All of this, of course, leads us to the less spectacular but still potent instance of Sarah Huckabee Sanders, the White House press secretary, who, over the weekend, was asked to leave a farm-to-table restaurant in Virginia called the Red Hen. It was not some fiery mob that drove her out, by the way, like protesters did to Kirstjen Nielsen at a D.C. Mexican restaurant last week; Sanders was asked to leave by the restaurant’s owner. “I’m not a huge fan of confrontation,” the Red Hen’s Stephanie Wilkinson said afterward. “I have a business, and I want the business to thrive. [But] this feels like the moment in our democracy when people have to make uncomfortable actions and decisions to uphold their morals.”

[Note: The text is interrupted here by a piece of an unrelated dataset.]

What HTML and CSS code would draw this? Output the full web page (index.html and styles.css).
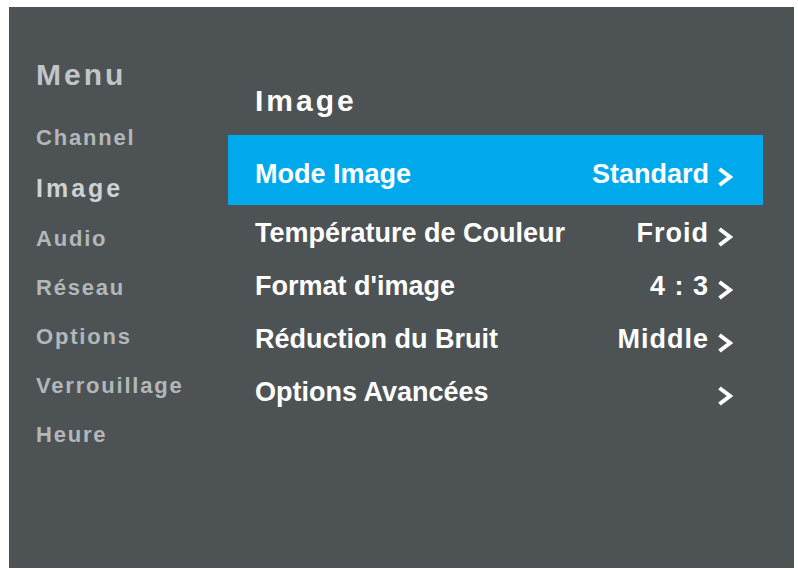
FILE: index.html
```html
<!DOCTYPE html>
<html lang="fr">
<head>
<meta charset="utf-8">
<title>Image</title>
<link rel="stylesheet" href="styles.css">
</head>
<body>
<div class="panel">
  <nav class="sidebar">
    <div class="menu-title">Menu</div>
    <ul class="nav">
      <li class="nav-item">Channel</li>
      <li class="nav-item active">Image</li>
      <li class="nav-item">Audio</li>
      <li class="nav-item">Réseau</li>
      <li class="nav-item">Options</li>
      <li class="nav-item">Verrouillage</li>
      <li class="nav-item">Heure</li>
    </ul>
  </nav>
  <main class="content">
    <h1 class="content-title">Image</h1>
    <ul class="list">
      <li class="row active">
        <span class="label">Mode Image</span>
        <span class="value">Standard<svg class="chev" viewBox="0 0 16 22"><polyline points="2.5,3 13,11 2.5,19"/></svg></span>
      </li>
      <li class="row">
        <span class="label">Température de Couleur</span>
        <span class="value">Froid<svg class="chev" viewBox="0 0 16 22"><polyline points="2.5,3 13,11 2.5,19"/></svg></span>
      </li>
      <li class="row">
        <span class="label">Format d'image</span>
        <span class="value">4 : 3<svg class="chev" viewBox="0 0 16 22"><polyline points="2.5,3 13,11 2.5,19"/></svg></span>
      </li>
      <li class="row">
        <span class="label">Réduction du Bruit</span>
        <span class="value">Middle<svg class="chev" viewBox="0 0 16 22"><polyline points="2.5,3 13,11 2.5,19"/></svg></span>
      </li>
      <li class="row">
        <span class="label">Options Avancées</span>
        <span class="value"><svg class="chev" viewBox="0 0 16 22"><polyline points="2.5,3 13,11 2.5,19"/></svg></span>
      </li>
    </ul>
  </main>
</div>
</body>
</html>
```

FILE: styles.css
```css
* { box-sizing: border-box; }

html, body {
  margin: 0;
  padding: 0;
  background: #ffffff;
}

body {
  width: 798px;
  height: 573px;
  overflow: hidden;
  font-family: "Liberation Sans", Arial, Helvetica, sans-serif;
  font-weight: bold;
}

.panel {
  margin: 7px 4px 0 9px;
  width: 785px;
  height: 561px;
  background: #4d5355;
  display: flex;
}

.sidebar {
  width: 219px;
  flex-shrink: 0;
  padding: 48px 0 0 27px;
}

.menu-title {
  font-size: 30px;
  line-height: 40px;
  letter-spacing: 3px;
  color: #c2c5c8;
  margin-bottom: 18px;
}

.nav {
  list-style: none;
  margin: 0;
  padding: 0;
}

.nav-item {
  font-size: 22px;
  height: 49px;
  line-height: 49px;
  letter-spacing: 1.8px;
  color: #b3b7ba;
}

.nav-item.active {
  font-size: 25px;
  height: 52px;
  line-height: 52px;
  letter-spacing: 3px;
  color: #cfd2d4;
}

.content {
  width: 535px;
  flex-shrink: 0;
  padding-top: 74px;
}

.content-title {
  margin: 0 0 14px;
  padding-left: 27px;
  font-size: 30px;
  line-height: 40px;
  letter-spacing: 3px;
  color: #ffffff;
  font-weight: bold;
}

.list {
  list-style: none;
  margin: 0;
  padding: 0;
}

.row {
  display: flex;
  justify-content: space-between;
  align-items: center;
  height: 53px;
  line-height: 53px;
  padding: 0 30px 0 27px;
  font-size: 27px;
  color: #ffffff;
}

.row:nth-child(2) {
  margin-top: 2px;
}

.row.active {
  height: 70px;
  line-height: 62px;
  padding-top: 8px;
  background: #00a9eb;
}

.value {
  display: flex;
  align-items: center;
  letter-spacing: 1px;
}

.row.active .value {
  letter-spacing: 0;
}

.chev {
  flex-shrink: 0;
  display: block;
  width: 16px;
  height: 22px;
  margin: 6px 0 0 8px;
  fill: none;
  stroke: #ffffff;
  stroke-width: 4;
  stroke-linecap: butt;
  stroke-linejoin: miter;
}
```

This double act (for Sanders left when she was asked to) has caused a small but very significant ruckus: many have sided with the Red Hen on the grounds that, on this week in particular, a week which featured the Trumpites’ cruellest organized exclusion of others to date, to not exclude one of the organizers, or at least the mouthpiece, of that exclusion would amount to a moral failure. On the other side is an argument, not in every case touched by obvious hypocrisy, that the Red Henites, by denying their own rules of pluralism to Sanders and her party, are engaged in an act of incivility just as wrong as the kinds the Trumpites began, albeit on a smaller scale. Should we not let Sanders and the rest of the Trumpite commissariat eat in peace? Are we not in turn offended when Christian bakers refuse to bake cakes for gay weddings? And when the wheel turns—if it is, God or Washington willing, allowed to keep turning—would the same Red Henites now not look with disgust at a pro-Trump tavernkeeper who excludes, on similar partisan grounds, the gay spokesperson for our first female President or the female spokesperson for our first gay President?
Well, grownups should be able to count to two, a fine French idiom insists, and this is a case in which counting to two is essential. To sit and share or to shame and shun? On the issue of Sanders being expelled from a restaurant, mixed emotions are the only ones a rational person can have. On the one hand, one of the ritual functions of restaurants is to make a common place for commonplace civilization to proceed. They build social capital from their openness to all kinds. Think of how much the civilization of American cities depends on our being able to grab not just bite but a bit of anonymity—we eat alongside others without the others looking down too sharply upon us. It’s a fundamental liberal value, worth protecting in all partisan instances and on all partisan sides. And, no, we don’t want to set a precedent in which politics are so personalized that even simple common coexistence becomes impossible. As a moral duty, we should share the pleasures and conversation of the table with as many people of as many views as we can—and, even when we can’t, we shouldn’t grumble too nastily under our breath at our kids when someone at a nearby table takes up the case for the Donald. (A self-directed moral rule, this.)
On the other hand, the Trump Administration is not a normal Presidential Administration. This is the essential and easily fudged fact of our historical moment. The Trump Administration is—in ways that are specific to incipient tyrannies—all about an assault on civility. To the degree that Trump has any ideology at all, it’s a hatred of civility—a belief that the normal decencies painfully evolved over centuries are signs of weakness which occlude the natural order of domination and submission. It’s why Trump admires dictators. Theirs are his values; that’s his feast. And, to end the normal discourse of democracy, the Trump Administration must make lies respectable—lying not tactically but all the time about everything, in a way that does not just degrade but destroys exactly the common table of democratic debate.
That’s Sarah Huckabee Sanders’s chosen role in life—to further those lies, treat lies as truth, and make lies acceptable. This is not just a question of protesting a particular policy; in the end there are no policies, only the infantile impulses of a man veering from one urge to another. The great threat to American democracy isn’t “policy” but the pretense of normalcy. That’s the danger, for with the lies come the appeasement of tyranny, the admiration of tyranny, and, as now seems increasingly likely, the secret alliance with tyranny. That’s what makes the Trump Administration intolerable, and, inasmuch as it is intolerable, public shaming and shunning of those who take part in it seems just. Never before in American politics has there been so plausible a reason for exclusion from the common meal as the act of working for Donald Trump.
And what about civility? Well, fundamental to, and governing the practice of, civility is the principle of reciprocity: your place at my table implies my place at yours. Conservatives and liberals, right-wingers and left-wingers, Jews and Muslims and Christians and Socialists and round- and flat-Earthers—all should have a place at any table and be welcome to sit where they like. On the other hand, someone who has decided to make it her public role to extend, with a blizzard of falsehoods, the words of a pathological liar, and to support, with pretended piety, the acts of a public person of unparalleled personal cruelty—well, that person has asked us in advance to exclude her from our common meal. You cannot spit in the plates and then demand your dinner. The best way to receive civility at night is to not assault it all day long. It’s the simple wisdom of the table.